To be done
Copy every line from the records below that holds the word "page".

*****

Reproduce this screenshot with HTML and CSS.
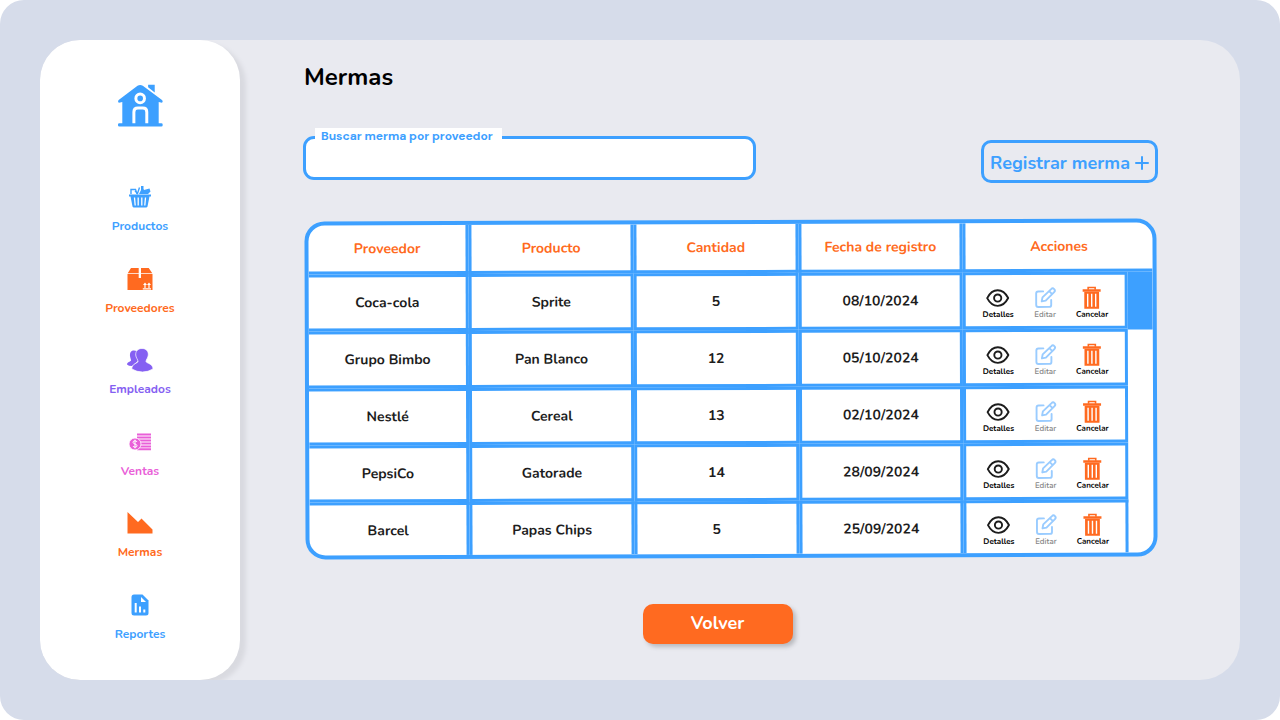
FILE: index.html
```html
<!DOCTYPE html>
<html lang="es">
<head>
<meta charset="utf-8">
<meta name="viewport" content="width=device-width, initial-scale=1">
<title>Mermas</title>
<link rel="stylesheet" href="styles.css">
</head>
<body>
<svg class="defs" aria-hidden="true">
  <symbol id="eye" viewBox="0 0 24 24">
    <path d="M1.500 12C4 7.200 7.500 4.200 12 4.200S20 7.200 22.500 12C20 16.800 16.500 19.800 12 19.800S4 16.800 1.500 12Z" fill="none" stroke="currentColor" stroke-width="1.900" stroke-linejoin="round"/>
    <circle cx="12" cy="12" r="3.600" fill="none" stroke="currentColor" stroke-width="1.900"/>
  </symbol>
  <symbol id="edit" viewBox="0 0 24 24">
    <path d="M10.500 5.500H5.500A2 2 0 0 0 3.500 7.500V19A2 2 0 0 0 5.500 21H16.500A2 2 0 0 0 18.500 19V14M9 15.500L9.800 11.500L18.500 3.200A2 2 0 0 1 21.500 6.200L13 14.700ZM16.500 5.200L19.500 8.200" fill="none" stroke="currentColor" stroke-width="1.900" stroke-linejoin="round" stroke-linecap="round"/>
  </symbol>
  <symbol id="trash" viewBox="0 0 24 24">
    <path d="M8.500 4V1.800H15.500V4" fill="none" stroke="currentColor" stroke-width="1.600"/>
    <path d="M3 3.600H21V6H3Z" fill="currentColor"/>
    <path d="M4.600 6H19.400V23H4.600ZM7.300 8V21H8.700V8ZM11.300 8V21H12.700V8ZM15.300 8V21H16.700V8Z" fill="currentColor" fill-rule="evenodd"/>
  </symbol>
</svg>
<div class="frame">
  <aside class="sidebar">
    <a class="home" href="#" aria-label="Inicio">
      <svg viewBox="84 44 136 127" aria-hidden="true">
        <path d="M143 48Q151 43 159 48L217 91Q221 96 217 99L207 97V161H215A4 4 0 0 1 219 165V167A4 4 0 0 1 215 171H88A4 4 0 0 1 84 167V165A4 4 0 0 1 88 161H97V97L87 99Q82 97 86 91ZM175 45H195V68L175 52Z" fill="currentColor"/>
        <circle cx="151" cy="86" r="13" fill="none" stroke="#fff" stroke-width="9"/>
        <path d="M132 161V127Q132 115 144 115H159Q171 115 171 127V161" fill="none" stroke="#fff" stroke-width="9"/>
      </svg>
    </a>
    <nav class="menu" aria-label="Principal">
      <a class="item blue" href="#">
        <svg width="24" height="24" viewBox="0 0 24 24" aria-hidden="true">
          <path d="M1 9.500H23V11.500H21.500L19.500 21.500Q19.300 22.500 18 22.500H6Q4.700 22.500 4.500 21.500L2.500 11.500H1Z" fill="currentColor"/>
          <path d="M6.500 12.500L7.200 20.500M10.200 12.500V20.500M13.800 12.500V20.500M17.500 12.500L16.800 20.500" stroke="#fff" stroke-width="1.300" fill="none"/>
          <path d="M3 9V4.500H7.500L9 9M7 6L9.500 8.500L11.500 2.500" fill="none" stroke="currentColor" stroke-width="1.400"/>
          <path d="M13 1H15.500V4L17.500 7V9H11L13 5ZM16 5L21.500 3.500L22.500 6.500L20 9H17Z" fill="currentColor"/>
        </svg>
        <span>Productos</span>
      </a>
      <a class="item orange" href="#">
        <svg width="26" height="24" viewBox="0 0 26 24" aria-hidden="true">
          <path d="M4 1H11.700V6.300H0.700ZM14 1H21.700L25.300 6.300H14Z" fill="currentColor"/>
          <path d="M0.500 7H11.700V11H14V7H25.500V23H0.500Z" fill="currentColor"/>
          <path d="M15.800 21.800H24M18 21V17M22 21V17" stroke="#fff" stroke-width="1.200"/>
          <path d="M16 18L18 15.500L20 18ZM20 18L22 15.500L24 18Z" fill="#fff"/>
        </svg>
        <span>Proveedores</span>
      </a>
      <a class="item purple" href="#">
        <svg width="26" height="24" viewBox="0 0 26 24" aria-hidden="true">
          <path d="M7 2.500C3.500 2.500 2.800 5 3 8C3.200 10 4 11 4 12.500C3.500 13.800 0 14 0 16.500Q1.500 18 5 18L12 12V4Q10 2.500 7 2.500Z" fill="currentColor"/>
          <path d="M15 .5C10.500 .5 8.500 3.500 8.700 7C9 10 11 11.500 11 13.500C10.500 15.500 4.800 15.500 4.800 21Q10 24 15.500 24T26 21C26 15.500 19.500 15.500 19 13.500C19 11.500 21 10 21.300 7C21.500 3.500 19.500 .5 15 .5Z" fill="currentColor" stroke="#fff" stroke-width=".7"/>
        </svg>
        <span>Empleados</span>
      </a>
      <a class="item pink" href="#">
        <svg width="22" height="18" viewBox="0 0 22 18" aria-hidden="true">
          <path d="M8 1.500H22M8 4.500H22M8 7.500H22M8 10.500H22M8 13.500H22M8 16.200H22" stroke="currentColor" stroke-width="2"/>
          <circle cx="6" cy="11" r="6" fill="currentColor" stroke="#fff" stroke-width=".8"/>
          <path d="M8 9Q7.500 7.800 6 7.800Q4 7.800 4 9.300Q4 10.500 6 11T8 12.700Q8 14.200 6 14.200Q4.400 14.200 4 13M6 6.700V15.300" fill="none" stroke="#fff" stroke-width="1"/>
        </svg>
        <span>Ventas</span>
      </a>
      <a class="item orange" href="#" aria-current="page">
        <svg width="26" height="22" viewBox="0 0 26 22" aria-hidden="true"><path d="M.5 0L11 10L14.500 6.500L25.500 17.500V21.500H.5Z" fill="currentColor"/></svg>
        <span>Mermas</span>
      </a>
      <a class="item blue" href="#">
        <svg width="18" height="22" viewBox="0 0 18 22" aria-hidden="true">
          <path d="M3 .5H11.500L17.500 6.500V19Q17.500 21.500 15 21.500H3Q.5 21.500 .5 19V3Q.5 .5 3 .5Z" fill="currentColor"/>
          <path d="M10 3V8H15Z" fill="#fff"/>
          <path d="M4.700 9V18.500M9 12.500V18.500M13.300 15.500V18.500" stroke="#fff" stroke-width="2"/>
        </svg>
        <span>Reportes</span>
      </a>
    </nav>
  </aside>

  <main class="content">
    <h1>Mermas</h1>
    <div class="toolbar">
      <div class="search">
        <label for="buscar">Buscar merma por proveedor</label>
        <input id="buscar" type="text">
      </div>
      <button class="register" type="button">Registrar merma
        <svg width="14" height="14" viewBox="0 0 14 14" aria-hidden="true"><path d="M7 1V13M1 7H13" stroke="currentColor" stroke-width="2" stroke-linecap="round"/></svg>
      </button>
    </div>

    <div class="grid">
      <table>
        <colgroup><col class="c-first"><col class="c-mid"><col class="c-mid"><col class="c-mid"><col class="c-mid"><col></colgroup>
        <thead>
          <tr><th>Proveedor</th><th>Producto</th><th>Cantidad</th><th>Fecha de registro</th><th colspan="2">Acciones</th></tr>
        </thead>
        <tbody>
          <tr><td>Coca-cola</td><td>Sprite</td><td>5</td><td>08/10/2024</td>
            <td class="actions"><div><button type="button"><svg><use href="#eye"/></svg>Detalles</button><button type="button" class="edit"><svg><use href="#edit"/></svg>Editar</button><button type="button" class="cancel"><svg><use href="#trash"/></svg>Cancelar</button></div></td>
            <td class="track" rowspan="5"><div class="thumb"></div></td></tr>
          <tr><td>Grupo Bimbo</td><td>Pan Blanco</td><td>12</td><td>05/10/2024</td>
            <td class="actions"><div><button type="button"><svg><use href="#eye"/></svg>Detalles</button><button type="button" class="edit"><svg><use href="#edit"/></svg>Editar</button><button type="button" class="cancel"><svg><use href="#trash"/></svg>Cancelar</button></div></td></tr>
          <tr><td>Nestlé</td><td>Cereal</td><td>13</td><td>02/10/2024</td>
            <td class="actions"><div><button type="button"><svg><use href="#eye"/></svg>Detalles</button><button type="button" class="edit"><svg><use href="#edit"/></svg>Editar</button><button type="button" class="cancel"><svg><use href="#trash"/></svg>Cancelar</button></div></td></tr>
          <tr><td>PepsiCo</td><td>Gatorade</td><td>14</td><td>28/09/2024</td>
            <td class="actions"><div><button type="button"><svg><use href="#eye"/></svg>Detalles</button><button type="button" class="edit"><svg><use href="#edit"/></svg>Editar</button><button type="button" class="cancel"><svg><use href="#trash"/></svg>Cancelar</button></div></td></tr>
          <tr><td>Barcel</td><td>Papas Chips</td><td>5</td><td>25/09/2024</td>
            <td class="actions"><div><button type="button"><svg><use href="#eye"/></svg>Detalles</button><button type="button" class="edit"><svg><use href="#edit"/></svg>Editar</button><button type="button" class="cancel"><svg><use href="#trash"/></svg>Cancelar</button></div></td></tr>
        </tbody>
      </table>
    </div>

    <button class="back" type="button">Volver</button>
  </main>
</div>
</body>
</html>
```
FILE: styles.css
```css
:root {
  --blue: #3da0ff;
  --orange: #ff6a20;
}

* { box-sizing: border-box; }

html { background: #fff; }

body {
  margin: 0;
  font-family: Nunito, "Open Sans", "Noto Sans", sans-serif;
  font-weight: 700;
  min-height: 100vh;
  padding: 40px;
  display: flex;
  background: #d6dcea;
  border-radius: 24px;
}

button {
  font: inherit;
  cursor: pointer;
}

.defs { display: none; }

.frame {
  flex: 1;
  display: flex;
  background: #e9eaf0;
  border-radius: 40px;
  overflow: hidden;
}

.sidebar {
  width: 200px;
  flex: none;
  display: flex;
  flex-direction: column;
  align-items: center;
  padding: 44px 0 38px;
  background: #fff;
  border-radius: 40px;
  box-shadow: 6px 4px 4px #d9dae0;
}

.home {
  display: block;
  color: var(--blue);
  margin-bottom: 56px;
}

.home svg {
  display: block;
  width: 45px;
  height: 43px;
}

.menu {
  flex: 1;
  display: flex;
  flex-direction: column;
  justify-content: space-between;
}

.item {
  display: grid;
  grid-template-rows: 28px 16px;
  gap: 7px;
  place-items: center;
  font-size: 12px;
  line-height: 16px;
  text-decoration: none;
}

.blue { color: var(--blue); }
.orange { color: var(--orange); }
.purple { color: #8560f2; }
.pink { color: #e95fd8; }

.content {
  flex: 1;
  display: flex;
  flex-direction: column;
  padding: 20px 82px 32px 63px;
}

h1 {
  margin: 0 1px 41px;
  font-size: 24px;
  line-height: 35px;
  font-weight: 700;
  color: #000;
}

.toolbar {
  display: flex;
  justify-content: space-between;
  align-items: flex-end;
  margin-bottom: 37px;
}

.search {
  position: relative;
  width: 53%;
  margin-bottom: 3px;
}

.search input {
  display: block;
  width: 100%;
  height: 44px;
  padding: 4px 16px;
  border: 3px solid var(--blue);
  border-radius: 11px;
  background: #fff;
  font: inherit;
}

.search label {
  position: absolute;
  left: 12px;
  top: -8px;
  padding: 0 9px 0 6px;
  background: #fff;
  color: var(--blue);
  font-family: "DM Sans", Inter, sans-serif;
  font-size: 12px;
  line-height: 16px;
}

.register {
  display: flex;
  align-items: center;
  gap: 5px;
  height: 43px;
  padding: 2px 6px 0;
  border: 3px solid var(--blue);
  border-radius: 10px;
  background: transparent;
  color: var(--blue);
  font-size: 18px;
  white-space: nowrap;
}

/* The sheet leans slightly to the left. */
.grid {
  margin: 0 1px 46px 2px;
  border: 4px solid var(--blue);
  border-radius: 20px;
  background: #fff;
  overflow: hidden;
  transform: rotate(-0.2deg);
}

table {
  width: 100%;
  table-layout: fixed;
  border-spacing: 0;
  font-size: 14px;
  color: #1d1d1d;
}

.c-first { width: 19%; }
.c-mid { width: 19.5%; }

th, td {
  height: 57px;
  padding: 0;
  border: 3px solid var(--blue);
  text-align: center;
}

th {
  height: 49px;
  border-top: 0;
  color: var(--orange);
}

th:first-child, tbody td:first-child { border-left: 0; }
th:last-child { border-right: 0; }
tbody tr:last-child td { height: 53px; border-bottom: 0; }

tbody .track {
  border: 0;
  vertical-align: top;
}

.thumb {
  height: 58px;
  background: var(--blue);
}

.actions div {
  display: flex;
  justify-content: center;
  padding-top: 4px;
}

.actions button {
  width: 47px;
  padding: 0;
  border: 0;
  background: none;
  color: #000;
  display: flex;
  flex-direction: column;
  align-items: center;
  font-size: 8px;
  line-height: 10px;
}

.actions svg {
  width: 24px;
  height: 24px;
  color: #1d1d1d;
}

.actions .edit {
  color: #858585;
  font-weight: 600;
}

.actions .edit svg { color: #9accff; }
.actions .cancel svg { color: var(--orange); }

.back {
  align-self: center;
  width: 150px;
  height: 40px;
  margin-right: 26px;
  padding: 0 0 2px;
  border: 0;
  border-radius: 10px;
  background: var(--orange);
  color: #fff;
  font-size: 18px;
  box-shadow: 3px 3px 4px #b9babf;
}
```
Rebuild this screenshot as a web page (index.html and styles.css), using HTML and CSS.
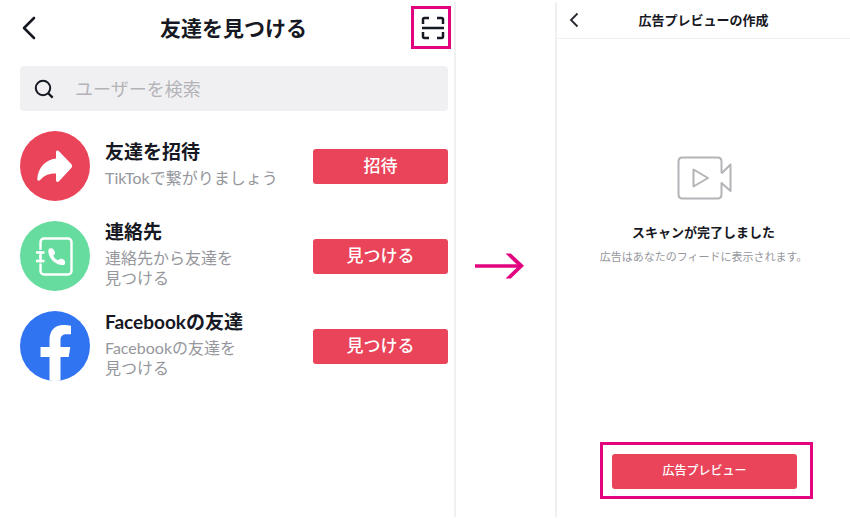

*****

Exercise output
      <a class="item orange" href="#" aria-current="page">
Rebuild this screenshot as a web page (index.html and styles.css), using HTML and CSS.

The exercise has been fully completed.